Omelia (04-04-2003)
padre Lino Pedron
Commento su Giovanni 7, 1-2. 10. 25-30

La Festa delle Capanne nel Nuovo Testamento è ricordata solo qui. Si celebrava all'inizio dell'autunno; durava una settimana. In essa si ringraziava il Signore per i raccolti dei campi, e si invocava la pioggia. Durante questa settimana festiva i giudei vivevano nelle capanne, costruite nelle piazzette e sui terrazzi di Gerusalemme, per ricordare il soggiorno degli ebrei nel deserto durante l'esodo. Inoltre si celebravano processioni dalla fontana di Siloe, dove si attingeva l'acqua, fino al tempio. Infine si dava molta importanza all'illuminazione notturna del tempio.
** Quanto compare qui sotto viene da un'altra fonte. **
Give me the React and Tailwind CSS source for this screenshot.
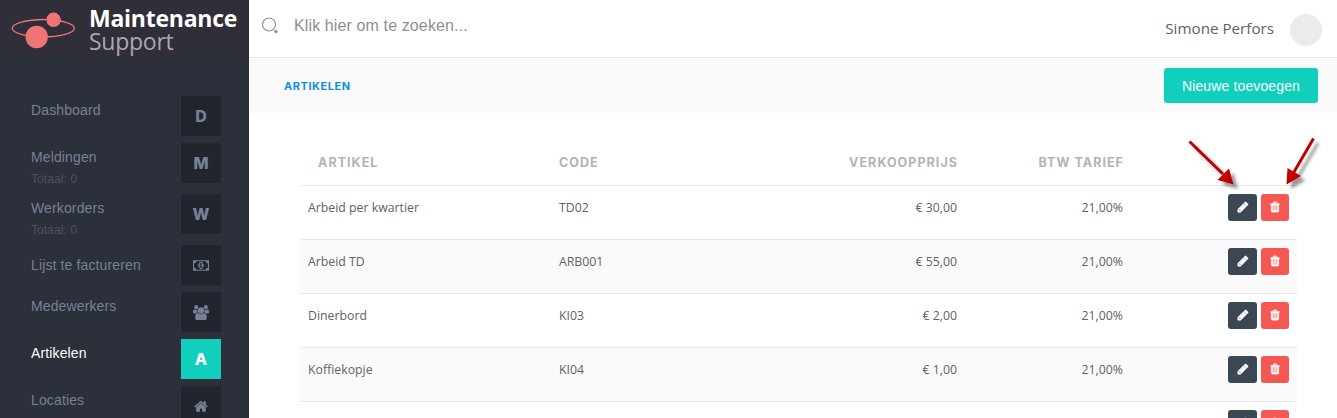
const ICONS = {
  money: {
    viewBox: '0 0 1920 1792',
    path: 'M768 1152h384v-96h-128v-448h-114l-148 137 77 80q42-37 55-57h2v288h-128v96zm512-256q0 70-21 142t-59.5 134-101.500 101-138 39-138-39-101.500-101-59.500-134-21-142 21-142 59.500-134 101.500-101 138-39 138 39 101.500 101 59.500 134 21 142zm512 256v-512q-106 0-181-75t-75-181h-1152q0 106-75 181t-181 75v512q106 0 181 75t75 181h1152q0-106 75-181t181-75zm128-832v1152q0 26-19 45t-45 19h-1792q-26 0-45-19t-19-45v-1152q0-26 19-45t45-19h1792q26 0 45 19t19 45z',
  },
  users: {
    viewBox: '-64 0 1920 1792',
    path: 'M529 896q-162 5-265 128h-134q-82 0-138-40.500t-56-118.500q0-353 124-353 6 0 43.500 21t97.500 42.500 119 21.500q67 0 133-23-5 37-5 66 0 139 81 256zm1071 637q0 120-73 189.500t-194 69.500h-874q-121 0-194-69.500t-73-189.500q0-53 3.500-103.500t14-109 26.500-108.500 43-97.500 62-81 85.500-53.500 111.500-20q10 0 43 21.500t73 48 107 48 135 21.500 135-21.500 107-48 73-48 43-21.500q61 0 111.500 20t85.500 53.500 62 81 43 97.500 26.500 108.500 14 109 3.500 103.500zm-1024-1277q0 106-75 181t-181 75-181-75-75-181 75-181 181-75 181 75 75 181zm704 384q0 159-112.500 271.500t-271.500 112.500-271.500-112.500-112.500-271.500 112.500-271.500 271.500-112.500 271.500 112.500 112.500 271.500zm576 225q0 78-56 118.500t-138 40.500h-134q-103-123-265-128 81-117 81-256 0-29-5-66 66 23 133 23 59 0 119-21.500t97.500-42.500 43.500-21q124 0 124 353zm-128-609q0 106-75 181t-181 75-181-75-75-181 75-181 181-75 181 75 75 181z',
  },
  home: {
    viewBox: '0 0 1792 1792',
    path: 'M1472 992v480q0 26-19 45t-45 19h-384v-384h-256v384h-384q-26 0-45-19t-19-45v-480q0-1 .5-3t.5-3l575-474 575 474q1 2 1 6zm223-69l-62 74q-8 9-21 11h-3q-13 0-21-7l-692-577-692 577q-12 8-24 7-13-2-21-11l-62-74q-8-10-7-23.500t11-21.500l719-599q32-26 76-26t76 26l244 204v-195q0-14 9-23t23-9h192q14 0 23 9t9 23v408l219 182q10 8 11 21.500t-7 23.500z',
  },
  pencil: {
    viewBox: '0 0 1792 1792',
    path: 'M491 1536l91-91-235-235-91 91v107h128v128h107zm523-928q0-22-22-22-10 0-17 7l-542 542q-7 7-7 17 0 22 22 22 10 0 17-7l542-542q7-7 7-17zm-54-192l416 416-832 832h-416v-416zm683 96q0 53-37 90l-166 166-416-416 166-165q36-38 90-38 53 0 91 38l235 234q37 39 37 91z',
  },
  trash: {
    viewBox: '0 0 1792 1792',
    path: 'M704 1376v-704q0-14-9-23t-23-9h-64q-14 0-23 9t-9 23v704q0 14 9 23t23 9h64q14 0 23-9t9-23zm256 0v-704q0-14-9-23t-23-9h-64q-14 0-23 9t-9 23v704q0 14 9 23t23 9h64q14 0 23-9t9-23zm256 0v-704q0-14-9-23t-23-9h-64q-14 0-23 9t-9 23v704q0 14 9 23t23 9h64q14 0 23-9t9-23zm-544-992h448l-48-117q-7-9-17-11h-317q-10 2-17 11zm928 32v64q0 14-9 23t-23 9h-96v948q0 83-47 143.500t-113 60.500h-832q-66 0-113-58.500t-47-141.500v-952h-96q-14 0-23-9t-9-23v-64q0-14 9-23t23-9h309l70-167q15-37 54-63t79-26h320q40 0 79 26t54 63l70 167h309q14 0 23 9t9 23z',
  },
};

const menu = [
  { label: 'Dashboard', letter: 'D' },
  { label: 'Meldingen', letter: 'M', sub: 'Totaal: 0' },
  { label: 'Werkorders', letter: 'W', sub: 'Totaal: 0' },
  { label: 'Lijst te factureren', icon: 'money', low: true },
  { label: 'Medewerkers', icon: 'users' },
  { label: 'Artikelen', letter: 'A', active: true },
  { label: 'Locaties', icon: 'home' },
];

const articles = [
  { name: 'Arbeid per kwartier', code: 'TD02', price: '€ 30,00', vat: '21,00%' },
  { name: 'Arbeid TD', code: 'ARB001', price: '€ 55,00', vat: '21,00%' },
  { name: 'Dinerbord', code: 'KI03', price: '€ 2,00', vat: '21,00%' },
  { name: 'Koffiekopje', code: 'KI04', price: '€ 1,00', vat: '21,00%' },
  { name: '', code: '', price: '', vat: '' },
];

function Icon({ name, className }) {
  return (
    <svg viewBox={ICONS[name].viewBox} className={className} fill="currentColor">
      <path d={ICONS[name].path} />
    </svg>
  );
}

function Logo() {
  return (
    <div className="flex h-16 bg-linear-to-b from-[#2f2e39] from-85% to-[#2b303b] pl-[10px]">
      <svg width="68" height="56" viewBox="10 0 68 56" className="shrink-0">
        <ellipse cx="43.300" cy="28.200" rx="31" ry="8.700" fill="none" stroke="#ef7575" strokeWidth="1.300" />
        <circle cx="53.600" cy="19.800" r="7.200" fill="#ef7575" />
        <circle cx="36.700" cy="37" r="11.200" fill="#ef7575" />
      </svg>
      <div className="ml-[11px] pt-[7px] font-[Open_Sans] whitespace-nowrap">
        <p className="text-[23px] leading-[23px] font-bold tracking-[-0.250px] text-white">Maintenance</p>
        <p className="text-[23px] leading-[23px] tracking-[-0.250px] text-[#a9a9ac]">Support</p>
      </div>
    </div>
  );
}

function MenuItem({ item }) {
  return (
    <li className={`flex justify-between ${item.sub ? 'h-[51px]' : 'h-[47px]'}`}>
      <div className={item.low ? 'pt-[10px]' : 'pt-1'}>
        <p className={`text-sm leading-5 tracking-[0.130px] ${item.active ? 'text-white' : 'text-[#788195]'}`}>
          {item.label}
        </p>
        {item.sub && <p className="mt-0.5 text-xs leading-5 tracking-[0.100px] text-[#4c5060]">{item.sub}</p>}
      </div>
      <span
        className={`flex h-10 w-10 items-center justify-center font-[Inter] text-base font-extrabold ${
          item.active ? 'bg-[#10cfbd] text-white' : 'bg-[#21252d] text-[#788195]'
        }`}
      >
        {item.icon ? <Icon name={item.icon} className="h-[15px] w-4" /> : item.letter}
      </span>
    </li>
  );
}

function Sidebar() {
  return (
    <aside className="w-[249px] shrink-0 overflow-hidden bg-[#2b303b] font-['Liberation_Sans',sans-serif]">
      <Logo />
      <ul className="pt-8 pr-7 pl-[31px]">
        {menu.map((item) => (
          <MenuItem key={item.label} item={item} />
        ))}
      </ul>
    </aside>
  );
}

function Arrows() {
  return (
    <svg width="157" height="80" viewBox="1180 130 157 80" className="pointer-events-none absolute top-[130px] left-[1180px]">
      <defs>
        <filter id="shade" x="-30%" y="-30%" width="170%" height="170%">
          <feDropShadow dx="4.500" dy="4.500" stdDeviation="1.500" floodColor="#000" floodOpacity="0.400" />
        </filter>
      </defs>
      <g filter="url(#shade)" stroke="#c00000" fill="#c00000">
        <path d="M1189.500 141.500L1223 174" strokeWidth="3" />
        <path d="M1233.500 184.500L1217.500 180L1229 168.500Z" stroke="none" />
        <path d="M1313.500 138.500L1294 172" strokeWidth="3" />
        <path d="M1286.500 184.500L1287.500 168L1301 176Z" stroke="none" />
      </g>
    </svg>
  );
}

export default function App() {
  return (
    <div className="relative flex h-[418px] w-[1337px] overflow-hidden bg-white font-['Open_Sans',sans-serif]">
      <Sidebar />
      <main className="min-w-0 flex-1">
        <header className="flex h-[58px] items-start justify-between border-b border-[#e8e8e8] pr-[15px] pl-3">
          <div className="flex items-center pt-3.5 font-['Liberation_Sans',sans-serif] text-[#8f8f8f]">
            <svg width="18" height="18" viewBox="0 0 18 18" fill="none" stroke="currentColor">
              <circle cx="8" cy="7.500" r="6.500" strokeWidth="1.200" />
              <path d="M12.500 12L13.500 13.500" strokeWidth="1" />
              <path d="M13.300 14.700H16.700M15 13V16.300" strokeWidth="1.600" />
            </svg>
            <span className="ml-[15px] text-base leading-6 tracking-[0.120px]">Klik hier om te zoeken...</span>
          </div>
          <div className="flex items-start pt-3.5">
            <span className="pt-0.5 text-[15.200px] leading-6 text-[#626262]">Simone Perfors</span>
            <span className="ml-4 h-8 w-8 rounded-full bg-[#ebebeb]" />
          </div>
        </header>

        <div className="flex h-[55px] items-center justify-between bg-[#fafafa] pr-[19px] pl-[35px]">
          <h1 className="pt-0.5 font-['Inter',sans-serif] text-[11px] font-bold tracking-[0.550px] text-[#0f8fdb]">
            ARTIKELEN
          </h1>
          <button className="h-[35px] w-[154px] rounded-[3px] bg-[#10cfbd] font-['Liberation_Sans',sans-serif] text-sm tracking-[0.130px] text-white">
            Nieuwe toevoegen
          </button>
        </div>

        <table className="mt-[26px] ml-[51px] w-[997px] table-fixed border-collapse text-[12.300px] text-[#626262]">
          <colgroup>
            <col className="w-[251px]" />
            <col className="w-[240px]" />
            <col className="w-[174px]" />
            <col className="w-[166px]" />
            <col className="w-[166px]" />
          </colgroup>
          <thead>
            <tr className="h-[46px] border-b border-[#e8e8e8] font-['Inter',sans-serif] text-[12.500px] tracking-[1.050px] text-[#b3b3b3]">
              <th className="pt-1 pl-[18px] text-left font-bold">ARTIKEL</th>
              <th className="pt-1 pl-2 text-left font-bold">CODE</th>
              <th className="pt-1 pr-[7px] text-right font-bold">VERKOOPPRIJS</th>
              <th className="pt-1 pr-[7px] text-right font-bold">BTW TARIEF</th>
              <th />
            </tr>
          </thead>
          <tbody>
            {articles.map((row, i) => (
              <tr key={i} className="h-[54px] border-b border-[#e8e8e8] align-top even:bg-[#fafafa]">
                <td className="px-2 pt-3 leading-5">{row.name}</td>
                <td className="px-2 pt-3 leading-5">{row.code}</td>
                <td className="px-2 pt-3 text-right leading-5">{row.price}</td>
                <td className="px-2 pt-3 text-right leading-5">{row.vat}</td>
                <td className="pt-2 pr-2">
                  <div className="flex justify-end gap-1 text-white">
                    <button className="flex h-[27px] w-[29px] items-center justify-center rounded-[3px] bg-[#3b4752]">
                      <Icon name="pencil" className="h-3 w-3 stroke-current stroke-[90]" />
                    </button>
                    <button className="flex h-[27px] w-7 items-center justify-center rounded-[3px] bg-[#f55753]">
                      <Icon name="trash" className="h-3 w-3 stroke-current stroke-[40]" />
                    </button>
                  </div>
                </td>
              </tr>
            ))}
          </tbody>
        </table>
      </main>
      <Arrows />
    </div>
  );
}
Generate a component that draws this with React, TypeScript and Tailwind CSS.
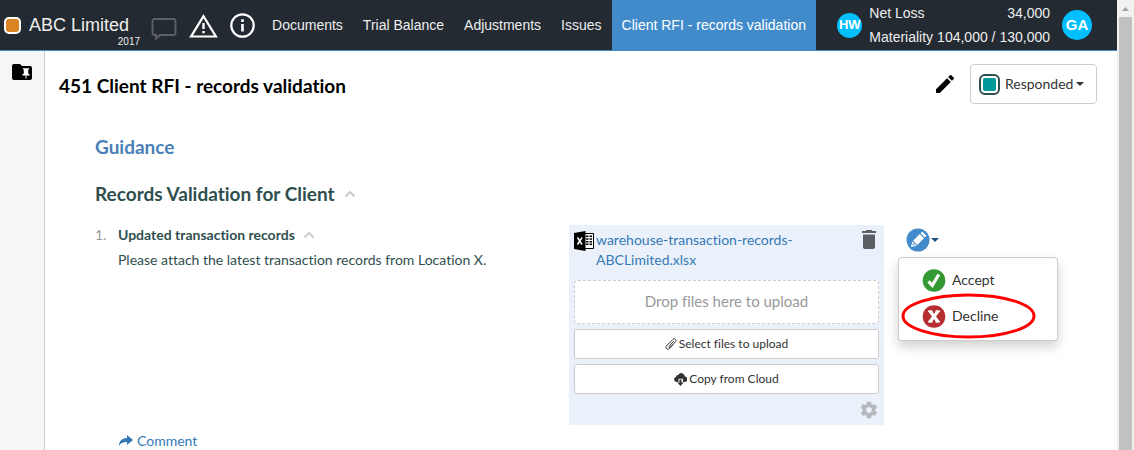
import React from "react";

const navItems = ["Documents", "Trial Balance", "Adjustments", "Issues"];

function Chevron() {
  return (
    <svg className="h-[8px] w-[12px] shrink-0" viewBox="0 0 12 8" aria-hidden="true">
      <path d="M1.5 6.5 6 2l4.500 4.500" fill="none" stroke="#ccc" strokeWidth="2" />
    </svg>
  );
}

function Caret() {
  return (
    <svg className="h-[4px] w-[8px] shrink-0" viewBox="0 0 8 4" aria-hidden="true">
      <path d="M0 0h8L4 4z" fill="currentColor" />
    </svg>
  );
}

function Header() {
  return (
    <header className="flex h-[51px] items-stretch border-b border-[#428bca] bg-[#232a31] font-['Liberation_Sans',sans-serif] text-sm text-[#eee]">
      <div className="flex flex-1 items-center">
        <a href="#home" className="flex h-full shrink-0 items-center pl-1">
          <span className="size-[17px] rounded-[5px] border-2 border-white bg-[#d98324]" />
          <span className="relative ml-2 text-lg">
            ABC Limited
            <span className="absolute top-[23px] -right-[11px] text-[10px] leading-4">2017</span>
          </span>
        </a>
        <button type="button" aria-label="Messages" className="ml-[22px] shrink-0 pt-[7px]">
          <svg className="h-[24px] w-[26px]" viewBox="0 0 26 24" aria-hidden="true">
            <path
              d="M3.500 2h19a2 2 0 0 1 2 2v12a2 2 0 0 1-2 2H9l-4 3.700V18H3.500a2 2 0 0 1-2-2V4a2 2 0 0 1 2-2z"
              fill="none"
              stroke="#5d6166"
              strokeWidth="1.800"
            />
          </svg>
        </button>
        <button type="button" aria-label="Warnings" className="ml-3 shrink-0">
          <svg className="h-[25px] w-[29px]" viewBox="0 0 29 25" aria-hidden="true">
            <path d="M14.500 3.200 26.900 23.500H2.100z" fill="none" stroke="#fff" strokeWidth="2.200" />
            <path d="M13.300 10h2.400v6h-2.400zM13.300 18h2.400v2.200h-2.400z" fill="#fff" />
          </svg>
        </button>
        <button type="button" aria-label="Information" className="ml-3 shrink-0">
          <svg className="size-[25px]" viewBox="0 0 25 25" aria-hidden="true">
            <circle cx="12.500" cy="12.500" r="11.200" fill="none" stroke="#fff" strokeWidth="2.200" />
            <path d="M11.200 6.300h2.600v2.600h-2.600zM11.200 11h2.600v7.500h-2.600z" fill="#fff" />
          </svg>
        </button>
        <nav className="ml-[7px] flex h-[51px] shrink-0">
          {navItems.map((item) => (
            <a key={item} href="#section" className="flex items-center px-[10px] whitespace-nowrap">
              {item}
            </a>
          ))}
          <a
            href="#rfi"
            aria-current="page"
            className="flex items-center bg-[#428bca] px-[10px] whitespace-nowrap text-white"
          >
            Client RFI - records validation
          </a>
        </nav>
      </div>
      <div className="flex shrink-0 items-center pr-[25px]">
        <span className="flex size-[25px] items-center justify-center rounded-full bg-[#00bfff] text-[13px] font-bold text-white">
          HW
        </span>
        <dl className="ml-[7px] leading-6">
          <div className="flex justify-between gap-1">
            <dt>Net Loss</dt>
            <dd>34,000</dd>
          </div>
          <div className="flex justify-between gap-1">
            <dt>Materiality</dt>
            <dd>104,000 / 130,000</dd>
          </div>
        </dl>
        <button
          type="button"
          className="ml-3 flex size-[30px] items-center justify-center rounded-full bg-[#00bfff] text-[15px] font-bold text-white"
        >
          GA
        </button>
      </div>
    </header>
  );
}

function Sidebar() {
  return (
    <aside className="w-[45px] shrink-0 border-r border-[#ccc] bg-[#f6f6f6]">
      <button type="button" aria-label="Pinned folder" className="mt-[13px] ml-[12px] block">
        <svg className="h-[16px] w-[20px]" viewBox="0 0 20 16" aria-hidden="true">
          <path d="M2 0h6l2 2h8a2 2 0 0 1 2 2v10a2 2 0 0 1-2 2H2a2 2 0 0 1-2-2V2a2 2 0 0 1 2-2z" fill="#000" />
          <path d="M10.900 4.300h6.200v1.300h-.9v3.600l1.500 1.500v.9h-3.200V14.500h-1v-2.900h-3.200v-.9l1.500-1.500V5.600h-.9z" fill="#fff" />
        </svg>
      </button>
    </aside>
  );
}

function FilePanel() {
  return (
    <div className="h-[200px] w-[315px] shrink-0 bg-[#ebf1fa] p-[5px] text-[#333]">
      <div className="flex h-[50px] items-start">
        <svg className="mt-px h-[20px] w-[20px] shrink-0" viewBox="0 0 20 20" aria-hidden="true">
          <path d="M11 2.500h8.500v15H11" fill="#fff" stroke="#000" />
          <path
            d="M12 4.500h2.500v1.500H12zM15.500 4.500H18v1.500h-2.500zM12 7.200h2.500v1.500H12zM15.500 7.200H18v1.500h-2.500zM12 9.900h2.500v1.500H12zM15.500 9.900H18v1.500h-2.500zM12 12.600h2.500v1.500H12zM15.500 12.600H18v1.500h-2.500z"
            fill="#000"
          />
          <path d="M0 2 11.500 0v20L0 18z" fill="#000" />
          <path d="m3.500 6.500 4.500 7M8 6.500l-4.500 7" stroke="#fff" strokeWidth="1.500" />
        </svg>
        <a href="#file" className="ml-[2px] flex-1 text-sm leading-5 text-[#337ab7]">
          warehouse-transaction-records-
          <br />
          ABCLimited.xlsx
        </a>
        <button type="button" aria-label="Delete file" className="mr-[3px]">
          <svg className="h-[19px] w-[14px]" viewBox="0 0 14 19" aria-hidden="true">
            <path d="M4.500 0h5l1 1H14v2H0V1h3.500zM1 4.500h12V17a2 2 0 0 1-2 2H3a2 2 0 0 1-2-2z" fill="#5b5f63" />
          </svg>
        </button>
      </div>
      <div className="flex h-[44px] items-center justify-center rounded border border-dashed border-[#ccc] bg-white text-[15px] text-[#999]">
        Drop files here to upload
      </div>
      <button
        type="button"
        className="mt-[5px] flex h-[30px] w-full items-center justify-center gap-[2px] rounded-[3px] border border-[#ccc] bg-white text-xs"
      >
        <svg className="size-[12px]" viewBox="0 0 12 12" fill="none" stroke="#333" aria-hidden="true">
          <path d="M8.600 3.300 4.300 8c-.9 1 .3 2.100 1.200 1.200l5-5.500c1.500-1.800-.9-3.900-2.500-2.300L1.500 7.900c-1.800 2.200 1 4.600 3 2.500l3.500-3.800" />
        </svg>
        Select files to upload
      </button>
      <button
        type="button"
        className="mt-[5px] flex h-[30px] w-full items-center justify-center gap-[2px] rounded-[3px] border border-[#ccc] bg-white text-xs"
      >
        <svg className="size-[13px]" viewBox="0 0 13 13" aria-hidden="true">
          <path
            d="M2.800 9A2.600 2.600 0 0 1 2 3.900 2 2 0 0 1 4.200 2 3.500 3.500 0 0 1 10.800 3.600 2.700 2.700 0 0 1 10.500 9H9V5.700H4.500V9z"
            fill="#333"
          />
          <path d="M5.500 6.500h2v3h2.300L6.500 13 3.200 9.500h2.300z" fill="#333" />
        </svg>
        Copy from Cloud
      </button>
      <div className="flex justify-end">
        <button type="button" aria-label="Settings" className="mt-[6px]">
          <svg className="size-[20px]" viewBox="0 0 24 24" aria-hidden="true">
            <path
              d="M19.430 12.980c.04-.32.07-.64.07-.98s-.03-.66-.07-.98l2.110-1.650c.19-.15.24-.42.12-.64l-2-3.460c-.12-.22-.39-.3-.61-.22l-2.490 1c-.52-.4-1.080-.73-1.690-.98l-.38-2.650C14.460 2.180 14.250 2 14 2h-4c-.25 0-.46.18-.49.42l-.38 2.650c-.61.25-1.170.59-1.690.98l-2.490-1c-.23-.09-.49 0-.61.22l-2 3.460c-.13.22-.07.49.12.64l2.110 1.650c-.04.32-.07.65-.07.98s.03.66.07.98l-2.110 1.650c-.19.15-.24.42-.12.64l2 3.460c.12.22.39.3.61.22l2.490-1c.52.4 1.080.73 1.690.98l.38 2.650c.03.24.24.42.49.42h4c.25 0 .46-.18.49-.42l.38-2.650c.61-.25 1.170-.59 1.690-.98l2.490 1c.23.09.49 0 .61-.22l2-3.460c.12-.22.07-.49-.12-.64l-2.110-1.650zM12 15.500c-1.930 0-3.500-1.570-3.500-3.500s1.570-3.500 3.500-3.500 3.500 1.570 3.500 3.500-1.570 3.500-3.500 3.500z"
              fill="#b5b9bd"
            />
          </svg>
        </button>
      </div>
    </div>
  );
}

function ReviewMenu() {
  return (
    <div className="relative mt-[3px] ml-[22px] w-[211px] shrink-0">
      <button type="button" aria-label="Review response" aria-expanded="true" className="flex items-center gap-px text-[#1f5480]">
        <svg className="size-[24px]" viewBox="0 0 24 24" aria-hidden="true">
          <circle cx="12" cy="12" r="11.500" fill="#428bca" />
          <g transform="rotate(45 12 12)" fill="#fff">
            <path d="M9 3h6v2.300H9zM9 6.500h6v9.500H9z" />
            <path d="M9 17h6l-3 5zM10.500 17.900h3L12 19.500z" fillRule="evenodd" />
          </g>
        </svg>
        <Caret />
      </button>
      <ul className="absolute top-[29px] -left-[8px] w-[160px] rounded border border-black/20 bg-white pt-1 pb-[6px] text-sm text-[#333] shadow-[0_6px_12px_rgba(0,0,0,0.18)]">
        <li>
          <button type="button" className="flex h-[36px] w-full items-center gap-[6px] pl-[23px]">
            <svg className="size-[24px]" viewBox="0 0 24 24" aria-hidden="true">
              <circle cx="12" cy="12.500" r="11.300" fill="#339933" />
              <path d="m6.500 13.300 3.800 4L16.800 6.500" fill="none" stroke="#fff" strokeWidth="3.200" />
            </svg>
            Accept
          </button>
        </li>
        <li>
          <button type="button" className="flex h-[36px] w-full items-center gap-[6px] pl-[23px]">
            <svg className="size-[24px]" viewBox="0 0 24 24" aria-hidden="true">
              <circle cx="12" cy="12.500" r="11.300" fill="#b52e31" />
              <path d="m7.800 7 8.400 11M16.200 7l-8.400 11" stroke="#fff" strokeWidth="3.200" />
              <path d="M6 6.500h4.500V8H6zM13.500 6.500H18V8h-4.500zM6 17h4.500v1.500H6zM13.500 17H18v1.500h-4.500z" fill="#fff" />
            </svg>
            Decline
          </button>
        </li>
      </ul>
      <svg className="pointer-events-none absolute top-[65px] -left-[6px] h-[46px] w-[138px]" viewBox="0 0 138 46" aria-hidden="true">
        <ellipse cx="68.500" cy="23" rx="65.500" ry="21" fill="none" stroke="#f00" strokeWidth="3" />
      </svg>
    </div>
  );
}

function Content() {
  return (
    <main className="min-w-0 flex-1 bg-white">
      <div className="flex items-center pt-[13px] pr-5 pl-[14px]">
        <h1 className="flex-1 pt-1 text-[19px] leading-7 font-bold text-black [font-variant-ligatures:none]">
          451 Client RFI - records validation
        </h1>
        <button type="button" aria-label="Edit" className="mr-[13px]">
          <svg className="size-[24px]" viewBox="0 0 24 24" aria-hidden="true">
            <path
              d="M3 17.250V21h3.750L17.810 9.940l-3.750-3.750L3 17.250zM20.710 7.040a1 1 0 0 0 0-1.410l-2.340-2.340a1 1 0 0 0-1.410 0l-1.830 1.830 3.750 3.750 1.830-1.830z"
              fill="#000"
            />
          </svg>
        </button>
        <button
          type="button"
          className="flex h-[40px] w-[127px] items-center rounded border border-[#ccc] pl-2 text-sm text-[#333]"
        >
          <span className="mr-[5px] flex size-[21px] items-center justify-center rounded-[6px] border-2 border-[#2f4f4f]">
            <span className="size-[13px] rounded-[2px] bg-[#009999]" />
          </span>
          <span className="mr-[3px]">Responded</span>
          <Caret />
        </button>
      </div>
      <div className="pl-[50px] text-[#2f4f4f] [font-variant-ligatures:none]">
        <h2 className="mt-[30px] text-[19px] leading-[26px] font-bold text-[#4a80b8]">Guidance</h2>
        <h2 className="mt-[21px] flex items-center gap-[9px] text-[19px] leading-[26px] font-bold">
          Records Validation for Client
          <Chevron />
        </h2>
        <div className="mt-[18px] flex text-sm">
          <span className="w-[23px] shrink-0 leading-5 text-[#999]">1.</span>
          <div className="min-w-0 flex-1">
            <h3 className="flex items-center gap-2 leading-5 font-bold">
              Updated transaction records
              <Chevron />
            </h3>
            <p className="mt-[5px] leading-5">Please attach the latest transaction records from Location X.</p>
          </div>
          <FilePanel />
          <ReviewMenu />
        </div>
        <a href="#comment" className="mt-[6px] ml-6 flex w-fit items-center gap-1 text-sm leading-5 text-[#337ab7]">
          <svg className="h-[12px] w-[14px]" viewBox="0 0 14 12" aria-hidden="true">
            <path d="M8 0l6 5-6 5V7C4 7 1.500 8 0 11 0 6 3 3 8 3z" fill="currentColor" />
          </svg>
          Comment
        </a>
      </div>
    </main>
  );
}

export default function App() {
  return (
    <div className="flex h-screen overflow-hidden bg-white font-['Lato',sans-serif]">
      <div className="flex min-w-0 flex-1 flex-col">
        <Header />
        <div className="flex min-h-0 flex-1">
          <Sidebar />
          <Content />
        </div>
      </div>
      <div className="flex w-[17px] shrink-0 flex-col items-center bg-[#f1f1f1]" aria-hidden="true">
        <div className="flex h-[17px] items-center">
          <svg className="h-[4px] w-[7px]" viewBox="0 0 7 4">
            <path d="M0 4h7L3.500 0z" fill="#a3a3a3" />
          </svg>
        </div>
        <div className="w-[13px] flex-1 bg-[#c1c1c1]" />
      </div>
    </div>
  );
}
Solo dopo la partenza dei suoi parenti, Gesù si reca a Gerusalemme, in forma privata Egli ha rifiutato la suggestione tentatrice dei parenti di far mostra di sé, di dare spettacolo. L'ingresso trionfale del Messia in Gerusalemme è riservato ad altro tempo, quando giungerà la sua ora (cfr Gv 12,12ss).

Gli abitanti di Gerusalemme sono al corrente del disegno omicida dei capi, per questo si meravigliano che Gesù parli liberamente in pubblico. Essi conoscono bene la teologia messianica e sanno che l'origine di Gesù dalla Galilea è una prova decisiva per escludere la sua messianicità. Ma l'origine di Gesù è un autentico mistero. Nonostante la sua apparente origine dalla Galilea, la patria terrena di Gesù è la Giudea; inoltre la fonte della sua vita e della sua missione non è un uomo, ma Dio.

Gesù riprende, a voce alta e con linguaggio ironico, le precedenti espressione degli abitanti di Gerusalemme sulla loro conoscenza della sua identità e della sua origine. Questi giudei sono molto sicuri della loro scienza, ma vivono nella più completa ignoranza della vera natura di Gesù. In questo contesto Gesù insinua la sua origine divina, proclamando di non essere venuto da sé, ma di essere stato inviato dal Verace. Colui che ha mandato Gesù è verace, cioè non inganna e si rivela in modo autentico nel suo inviato. Questa persona verace purtroppo non è conosciuta dai giudei; anche se si considerano figli di Dio, essi sono figli del diavolo omicida (cfr Gv 8,39-44) perché compiono le opere del padre loro cercando di uccidere Gesù.

L'ignoranza di Dio e del suo inviato da parte dei nemici di Gesù è una tragica realtà, riconosciuta anche nei discorsi dell'ultima cena (cfr Gv 16,3; 17,25).

I nemici di Gesù non possono catturarlo perché non è ancora giunto il tempo della sua morte e risurrezione.